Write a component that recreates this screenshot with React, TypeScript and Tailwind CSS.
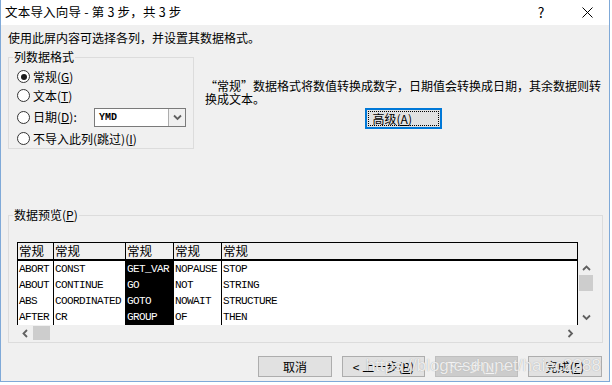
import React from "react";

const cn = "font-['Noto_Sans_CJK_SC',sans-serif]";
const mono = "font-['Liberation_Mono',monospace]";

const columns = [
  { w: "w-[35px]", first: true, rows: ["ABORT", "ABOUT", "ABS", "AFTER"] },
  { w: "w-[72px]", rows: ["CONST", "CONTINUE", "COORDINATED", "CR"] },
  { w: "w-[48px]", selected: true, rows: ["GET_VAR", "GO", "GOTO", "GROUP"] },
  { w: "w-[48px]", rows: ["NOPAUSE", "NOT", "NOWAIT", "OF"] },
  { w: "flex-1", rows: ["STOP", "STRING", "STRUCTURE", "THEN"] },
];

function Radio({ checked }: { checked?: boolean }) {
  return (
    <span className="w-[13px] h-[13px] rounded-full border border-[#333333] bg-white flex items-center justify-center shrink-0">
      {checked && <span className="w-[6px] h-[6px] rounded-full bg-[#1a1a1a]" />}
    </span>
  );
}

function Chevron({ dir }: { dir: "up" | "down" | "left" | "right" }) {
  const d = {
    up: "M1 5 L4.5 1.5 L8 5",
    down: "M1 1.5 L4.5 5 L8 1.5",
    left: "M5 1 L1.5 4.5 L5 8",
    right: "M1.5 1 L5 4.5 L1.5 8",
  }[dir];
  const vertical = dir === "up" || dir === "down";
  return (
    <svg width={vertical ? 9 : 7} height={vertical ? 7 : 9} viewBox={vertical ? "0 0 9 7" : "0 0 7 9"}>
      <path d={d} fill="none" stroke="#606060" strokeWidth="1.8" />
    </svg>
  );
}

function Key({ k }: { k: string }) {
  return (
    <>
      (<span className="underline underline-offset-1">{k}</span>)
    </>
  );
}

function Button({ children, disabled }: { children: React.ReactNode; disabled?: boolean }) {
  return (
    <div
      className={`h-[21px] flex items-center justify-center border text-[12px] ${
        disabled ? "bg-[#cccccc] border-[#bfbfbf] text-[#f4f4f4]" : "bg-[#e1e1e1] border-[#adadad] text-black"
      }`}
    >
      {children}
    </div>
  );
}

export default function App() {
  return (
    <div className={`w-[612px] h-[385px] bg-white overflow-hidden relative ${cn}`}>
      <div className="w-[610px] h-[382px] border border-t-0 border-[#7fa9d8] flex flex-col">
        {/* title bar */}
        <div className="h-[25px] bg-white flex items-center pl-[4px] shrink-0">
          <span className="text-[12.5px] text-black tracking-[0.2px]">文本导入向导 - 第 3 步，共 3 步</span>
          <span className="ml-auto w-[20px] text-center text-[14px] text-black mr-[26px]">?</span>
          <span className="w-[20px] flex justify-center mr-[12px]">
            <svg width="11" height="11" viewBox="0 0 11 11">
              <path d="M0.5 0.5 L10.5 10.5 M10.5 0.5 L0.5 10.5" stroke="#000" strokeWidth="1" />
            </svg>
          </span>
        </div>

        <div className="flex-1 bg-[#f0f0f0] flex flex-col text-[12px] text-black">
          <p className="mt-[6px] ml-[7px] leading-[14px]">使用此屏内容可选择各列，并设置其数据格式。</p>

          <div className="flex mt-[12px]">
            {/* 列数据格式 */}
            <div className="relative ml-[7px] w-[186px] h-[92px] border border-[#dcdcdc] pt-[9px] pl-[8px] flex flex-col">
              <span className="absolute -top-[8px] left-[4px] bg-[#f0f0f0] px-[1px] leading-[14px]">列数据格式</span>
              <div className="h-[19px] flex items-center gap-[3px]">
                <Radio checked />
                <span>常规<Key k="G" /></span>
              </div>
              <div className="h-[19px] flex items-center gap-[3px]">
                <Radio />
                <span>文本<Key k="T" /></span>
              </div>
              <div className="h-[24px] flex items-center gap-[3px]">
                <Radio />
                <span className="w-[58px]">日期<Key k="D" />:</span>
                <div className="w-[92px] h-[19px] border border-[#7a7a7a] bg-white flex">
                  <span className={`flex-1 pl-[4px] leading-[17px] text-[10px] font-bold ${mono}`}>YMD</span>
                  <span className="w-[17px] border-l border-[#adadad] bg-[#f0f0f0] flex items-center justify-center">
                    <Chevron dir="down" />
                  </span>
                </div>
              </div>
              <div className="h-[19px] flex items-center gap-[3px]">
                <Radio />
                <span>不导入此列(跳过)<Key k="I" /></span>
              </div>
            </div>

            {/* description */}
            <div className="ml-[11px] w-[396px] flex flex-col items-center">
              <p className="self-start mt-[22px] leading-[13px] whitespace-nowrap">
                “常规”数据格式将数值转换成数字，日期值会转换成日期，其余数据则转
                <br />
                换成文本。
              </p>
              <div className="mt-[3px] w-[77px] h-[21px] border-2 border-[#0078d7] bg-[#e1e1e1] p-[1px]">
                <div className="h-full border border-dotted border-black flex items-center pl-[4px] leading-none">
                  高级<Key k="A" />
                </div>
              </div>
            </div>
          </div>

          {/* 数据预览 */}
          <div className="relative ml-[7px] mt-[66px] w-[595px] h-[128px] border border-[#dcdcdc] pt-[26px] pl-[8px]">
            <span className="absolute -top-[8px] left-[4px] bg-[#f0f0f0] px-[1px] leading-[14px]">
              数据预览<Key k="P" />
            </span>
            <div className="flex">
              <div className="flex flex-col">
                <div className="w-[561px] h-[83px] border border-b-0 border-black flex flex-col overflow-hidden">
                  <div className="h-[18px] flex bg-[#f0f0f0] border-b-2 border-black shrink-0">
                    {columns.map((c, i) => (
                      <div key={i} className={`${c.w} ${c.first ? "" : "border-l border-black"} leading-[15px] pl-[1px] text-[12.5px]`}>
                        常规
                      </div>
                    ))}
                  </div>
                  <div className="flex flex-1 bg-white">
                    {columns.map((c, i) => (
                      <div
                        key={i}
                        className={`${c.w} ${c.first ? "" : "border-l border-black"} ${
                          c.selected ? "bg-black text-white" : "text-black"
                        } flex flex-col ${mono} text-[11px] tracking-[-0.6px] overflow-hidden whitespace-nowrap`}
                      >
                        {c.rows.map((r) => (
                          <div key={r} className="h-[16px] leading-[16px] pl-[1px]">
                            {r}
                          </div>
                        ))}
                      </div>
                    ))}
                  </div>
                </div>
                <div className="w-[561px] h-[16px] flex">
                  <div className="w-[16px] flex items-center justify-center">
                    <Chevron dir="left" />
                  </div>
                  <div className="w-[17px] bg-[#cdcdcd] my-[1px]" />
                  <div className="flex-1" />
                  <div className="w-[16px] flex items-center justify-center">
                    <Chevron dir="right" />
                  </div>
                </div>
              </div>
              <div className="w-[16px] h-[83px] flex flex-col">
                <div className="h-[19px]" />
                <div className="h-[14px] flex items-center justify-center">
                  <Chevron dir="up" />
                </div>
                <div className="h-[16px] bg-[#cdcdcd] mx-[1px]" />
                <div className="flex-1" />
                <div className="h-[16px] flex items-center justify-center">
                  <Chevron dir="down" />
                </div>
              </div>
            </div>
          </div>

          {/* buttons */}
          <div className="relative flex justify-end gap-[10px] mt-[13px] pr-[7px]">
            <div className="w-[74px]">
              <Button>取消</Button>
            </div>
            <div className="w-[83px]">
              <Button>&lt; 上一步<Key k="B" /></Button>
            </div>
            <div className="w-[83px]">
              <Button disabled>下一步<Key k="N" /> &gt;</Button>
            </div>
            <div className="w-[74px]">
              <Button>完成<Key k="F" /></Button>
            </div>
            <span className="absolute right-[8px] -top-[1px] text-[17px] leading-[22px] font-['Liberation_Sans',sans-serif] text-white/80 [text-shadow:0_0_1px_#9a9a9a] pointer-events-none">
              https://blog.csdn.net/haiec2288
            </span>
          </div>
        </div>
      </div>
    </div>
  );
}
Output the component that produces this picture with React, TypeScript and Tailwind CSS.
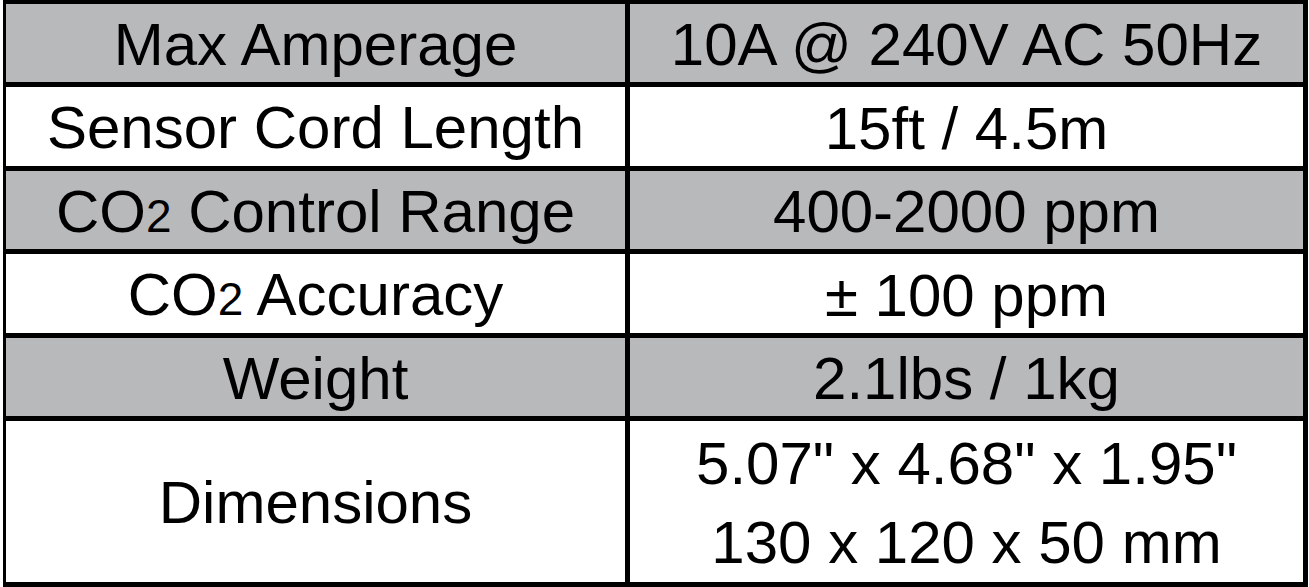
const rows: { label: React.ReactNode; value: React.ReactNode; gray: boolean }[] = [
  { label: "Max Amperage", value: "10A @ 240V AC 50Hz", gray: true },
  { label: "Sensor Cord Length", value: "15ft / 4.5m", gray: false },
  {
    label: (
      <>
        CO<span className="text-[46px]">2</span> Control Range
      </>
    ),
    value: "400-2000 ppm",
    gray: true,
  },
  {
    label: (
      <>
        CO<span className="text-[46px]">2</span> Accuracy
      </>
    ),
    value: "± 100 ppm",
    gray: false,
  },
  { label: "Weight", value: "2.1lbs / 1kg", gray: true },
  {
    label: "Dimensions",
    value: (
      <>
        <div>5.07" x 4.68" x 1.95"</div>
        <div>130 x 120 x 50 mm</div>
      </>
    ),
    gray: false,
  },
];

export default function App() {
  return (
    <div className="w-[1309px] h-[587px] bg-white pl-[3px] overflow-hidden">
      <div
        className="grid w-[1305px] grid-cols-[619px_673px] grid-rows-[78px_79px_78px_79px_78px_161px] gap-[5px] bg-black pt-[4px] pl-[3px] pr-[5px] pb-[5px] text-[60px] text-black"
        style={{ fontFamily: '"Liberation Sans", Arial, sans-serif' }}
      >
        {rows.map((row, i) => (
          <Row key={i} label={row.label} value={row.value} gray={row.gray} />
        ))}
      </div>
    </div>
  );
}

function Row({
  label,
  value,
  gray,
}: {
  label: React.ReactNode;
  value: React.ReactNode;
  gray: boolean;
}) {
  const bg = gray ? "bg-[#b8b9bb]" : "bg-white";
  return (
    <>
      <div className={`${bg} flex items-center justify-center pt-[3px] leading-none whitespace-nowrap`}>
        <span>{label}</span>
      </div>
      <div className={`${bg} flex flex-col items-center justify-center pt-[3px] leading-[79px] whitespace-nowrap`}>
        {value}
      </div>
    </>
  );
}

┄┄┄┄┄┄

Check every line of the entries above for the word "React" and report how many lines contain it, giving the number only.

7